A coup sûr, les personnes historiques deviennent alors des personnages en proie à tous les affects requis par l’engagement (autre mot phare de l’oeuvre) que Sarah Bakewell anime bel et bien, au double sens où elle les met en mouvement et leur confère une âme. Là encore, ce n’est pas rien et il faut saluer cette approche qui apparaît fidèle en définitive à l’esprit même de la phénoménologie dont Au café existentialiste. La liberté, l’être et le cocktail à l’abricot donne une savoureuse définition page 54 avec l’exemple de la tasse à café.

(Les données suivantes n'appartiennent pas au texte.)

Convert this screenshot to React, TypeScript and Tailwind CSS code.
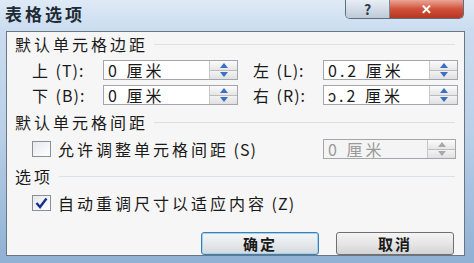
import React from 'react';

const font = { fontFamily: '"Noto Sans CJK SC", "Liberation Sans", sans-serif' };

function Spin({ disabled }: { disabled?: boolean }) {
  const arrow = disabled ? '#a8a8a8' : '#3a6fc4';
  return (
    <div className="flex flex-col w-[28px] h-full border-l border-[#c8c8c8]">
      <div className="flex-1 flex items-center justify-center bg-gradient-to-b from-[#fbfbfb] to-[#e6e6e6] border-b border-[#bcbcbc]">
        <svg width="8" height="5" viewBox="0 0 8 5"><path d="M0 5 L4 0 L8 5 Z" fill={arrow} /></svg>
      </div>
      <div className="flex-1 flex items-center justify-center bg-gradient-to-b from-[#f3f3f3] to-[#e0e0e0]">
        <svg width="8" height="5" viewBox="0 0 8 5"><path d="M0 0 L4 5 L8 0 Z" fill={arrow} /></svg>
      </div>
    </div>
  );
}

function NumInput({ value, width, disabled }: { value: string; width: number; disabled?: boolean }) {
  return (
    <div
      className={`flex h-[20px] border border-[#a3a7ad] ${disabled ? 'bg-[#f4f4f4] text-[#9a9a9a]' : 'bg-white text-[#1a1a1a]'}`}
      style={{ width }}
    >
      <div className="flex-1 flex items-center pl-[4px] text-[16px] tracking-[3px] leading-none">{value}</div>
      <Spin disabled={disabled} />
    </div>
  );
}

function Header({ text }: { text: string }) {
  return (
    <div className="flex items-center h-[20px] pl-[8px] pr-[9px]">
      <span className="text-[16px] tracking-[3px] leading-none text-[#1a1a1a]">{text}</span>
      <div className="flex-1 ml-[6px] border-t border-[#d8e2ea]" />
    </div>
  );
}

function Label({ cjk, key1, width }: { cjk: string; key1: string; width?: number }) {
  return (
    <span className="text-[16px] leading-none text-[#1a1a1a] whitespace-nowrap" style={width ? { width } : undefined}>
      <span className="tracking-[3px]">{cjk}</span>
      <span className="tracking-[1px]"> {key1}</span>
    </span>
  );
}

function CheckBox({ checked }: { checked?: boolean }) {
  return (
    <div className="w-[19px] h-[16px] border border-[#8a8f96] bg-gradient-to-br from-[#e4e8ee] to-[#ffffff] flex items-center justify-center">
      {checked && (
        <svg width="13" height="12" viewBox="0 0 13 12">
          <path d="M1.5 6 L5 10 L11.5 1.5" stroke="#1c2d8c" strokeWidth="2.4" fill="none" />
        </svg>
      )}
    </div>
  );
}

export default function App() {
  return (
    <div
      className="w-[474px] h-[263px] flex flex-col bg-gradient-to-b from-[#cfe0f1] via-[#b9d0e8] to-[#8fb0d4] overflow-hidden"
      style={font}
    >
      <div className="h-[31px] flex items-start justify-between bg-gradient-to-b from-[#dfeaf6] to-[#c9dcef]">
        <span className="mt-[5px] ml-[5px] text-[17px] font-bold tracking-[3px] leading-none text-[#1e2a36]">表格选项</span>
        <div className="flex mr-[10px] h-[19px] rounded-b-[5px] overflow-hidden border border-t-0 border-[#5f6f82]">
          <div className="w-[44px] flex items-center justify-center bg-gradient-to-b from-[#e8eef5] to-[#bfcad8] border-r border-[#7a8898] text-[14px] font-bold text-[#2d3b4d]">?</div>
          <div className="w-[73px] flex items-center justify-center bg-gradient-to-b from-[#e9a596] via-[#d0513a] to-[#b93420] text-[13px] font-bold text-white">✕</div>
        </div>
      </div>
      <div className="ml-[6px] mr-[9px] h-[225px] border border-[#6c7682] bg-[#f6f6f6] flex flex-col pt-[3px]">
        <Header text="默认单元格边距" />
        <div className="flex flex-col gap-[5px] mt-[7px] pl-[25px]">
          <div className="flex items-center gap-[15px]">
            <div className="flex items-center">
              <Label cjk="上" key1="(T):" width={71} />
              <NumInput value="0 厘米" width={135} />
            </div>
            <div className="flex items-center">
              <Label cjk="左" key1="(L):" width={70} />
              <NumInput value="0.2 厘米" width={135} />
            </div>
          </div>
          <div className="flex items-center gap-[15px]">
            <div className="flex items-center">
              <Label cjk="下" key1="(B):" width={71} />
              <NumInput value="0 厘米" width={135} />
            </div>
            <div className="flex items-center">
              <Label cjk="右" key1="(R):" width={70} />
              <NumInput value="ↄ.2 厘米" width={135} />
            </div>
          </div>
        </div>
        <div className="mt-[7px]">
          <Header text="默认单元格间距" />
        </div>
        <div className="flex items-center mt-[5px] pl-[25px] pr-[8px]">
          <CheckBox />
          <span className="ml-[7px]"><Label cjk="允许调整单元格间距" key1="(S)" /></span>
          <div className="flex-1" />
          <NumInput value="0 厘米" width={133} disabled />
        </div>
        <div className="mt-[5px]">
          <Header text="选项" />
        </div>
        <div className="flex items-center mt-[5px] pl-[25px]">
          <CheckBox checked />
          <span className="ml-[7px]"><Label cjk="自动重调尺寸以适应内容" key1="(Z)" /></span>
        </div>
        <div className="flex justify-end gap-[17px] mt-[17px] pr-[10px]">
          <button className="w-[118px] h-[23px] rounded-[3px] border border-[#3c7fb1] bg-gradient-to-b from-[#f4f6f8] via-[#e6e9ec] to-[#d4d8dc] text-[15px] font-bold tracking-[2px] text-[#1a1a1a] leading-none shadow-[inset_0_0_0_1px_#9fd3f0]">确定</button>
          <button className="w-[118px] h-[23px] rounded-[3px] border border-[#707070] bg-gradient-to-b from-[#f4f4f4] via-[#e6e6e6] to-[#d4d4d4] text-[15px] font-bold tracking-[2px] text-[#1a1a1a] leading-none">取消</button>
        </div>
      </div>
    </div>
  );
}
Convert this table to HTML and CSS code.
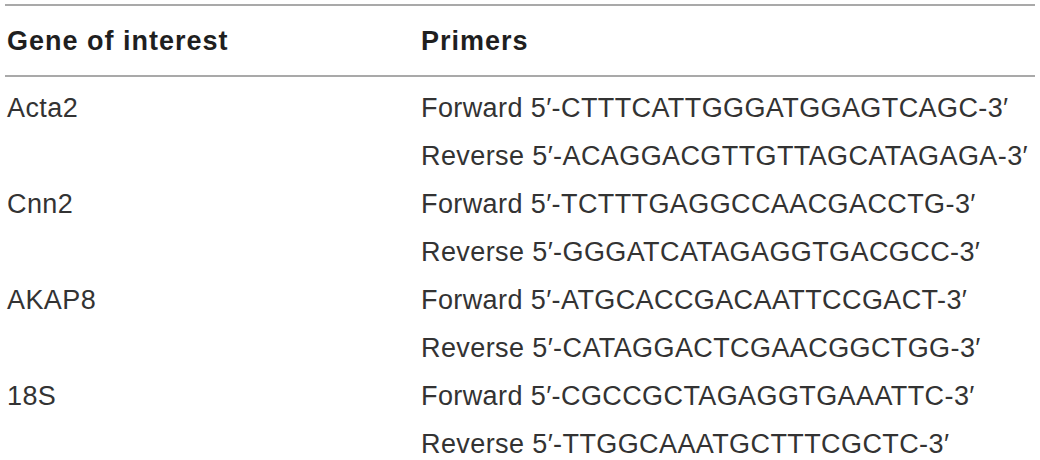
FILE: index.html
```html
<!DOCTYPE html>
<html lang="en">
<head>
<meta charset="utf-8">
<title>Primers</title>
<link rel="stylesheet" href="styles.css">
</head>
<body>
<div class="table-wrap">
  <table class="primers">
    <thead>
      <tr>
        <th class="col-gene">Gene of interest</th>
        <th class="col-primer">Primers</th>
      </tr>
    </thead>
    <tbody>
      <tr class="first"><td>Acta2</td><td>Forward 5′-CTTTCATTGGGATGGAGTCAGC-3′</td></tr>
      <tr><td></td><td>Reverse 5′-ACAGGACGTTGTTAGCATAGAGA-3′</td></tr>
      <tr><td>Cnn2</td><td>Forward 5′-TCTTTGAGGCCAACGACCTG-3′</td></tr>
      <tr><td></td><td>Reverse 5′-GGGATCATAGAGGTGACGCC-3′</td></tr>
      <tr><td>AKAP8</td><td>Forward 5′-ATGCACCGACAATTCCGACT-3′</td></tr>
      <tr><td></td><td>Reverse 5′-CATAGGACTCGAACGGCTGG-3′</td></tr>
      <tr><td>18S</td><td>Forward 5′-CGCCGCTAGAGGTGAAATTC-3′</td></tr>
      <tr><td></td><td>Reverse 5′-TTGGCAAATGCTTTCGCTC-3′</td></tr>
    </tbody>
  </table>
</div>
</body>
</html>
```

FILE: styles.css
```css
html, body {
  margin: 0;
  padding: 0;
  background: #ffffff;
}

body {
  font-family: "Liberation Sans", Arial, sans-serif;
  color: #333333;
  overflow: hidden;
}

.table-wrap {
  padding: 4px 6px 0 5px;
}

.primers {
  border-collapse: collapse;
  width: 1030px;
}

.primers th,
.primers td {
  text-align: left;
  vertical-align: top;
  white-space: nowrap;
  padding: 0 0 0 2px;
  font-size: 27px;
  line-height: 48px;
}

.primers thead th {
  font-weight: bold;
  color: #1f1f1f;
  letter-spacing: 1px;
  padding-top: 11px;
  padding-bottom: 10px;
  border-top: 2px solid #a9a9a9;
  border-bottom: 2px solid #a9a9a9;
}

.primers .col-gene {
  width: 412px;
}

.primers td {
  letter-spacing: 0.4px;
}

.primers tbody tr.first td {
  padding-top: 7px;
}
```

L’héritage existentialiste dissipé dans les brumes de l’oubli reprend soudain comme du poil de la bête au sein d’une fresque tant historique que romanesque : dégagé du carcan des citations apprises par cœur ou des livres que tout le monde nomme à l’école mais que plus personne ne lit, chaque auteur, désormais s’incarne.
Pour le meilleur et pour le pire. Donc pour le meilleur.
frederic grolleau
Sarah Bakewell, Au café existentialiste. La liberté, l’être et le cocktail à l’abricot, Trad. de l’anglais par P.-E. Dauzat et A. de Saint-Loup Albin Michel, 2018, 512 p. — 24,90 €.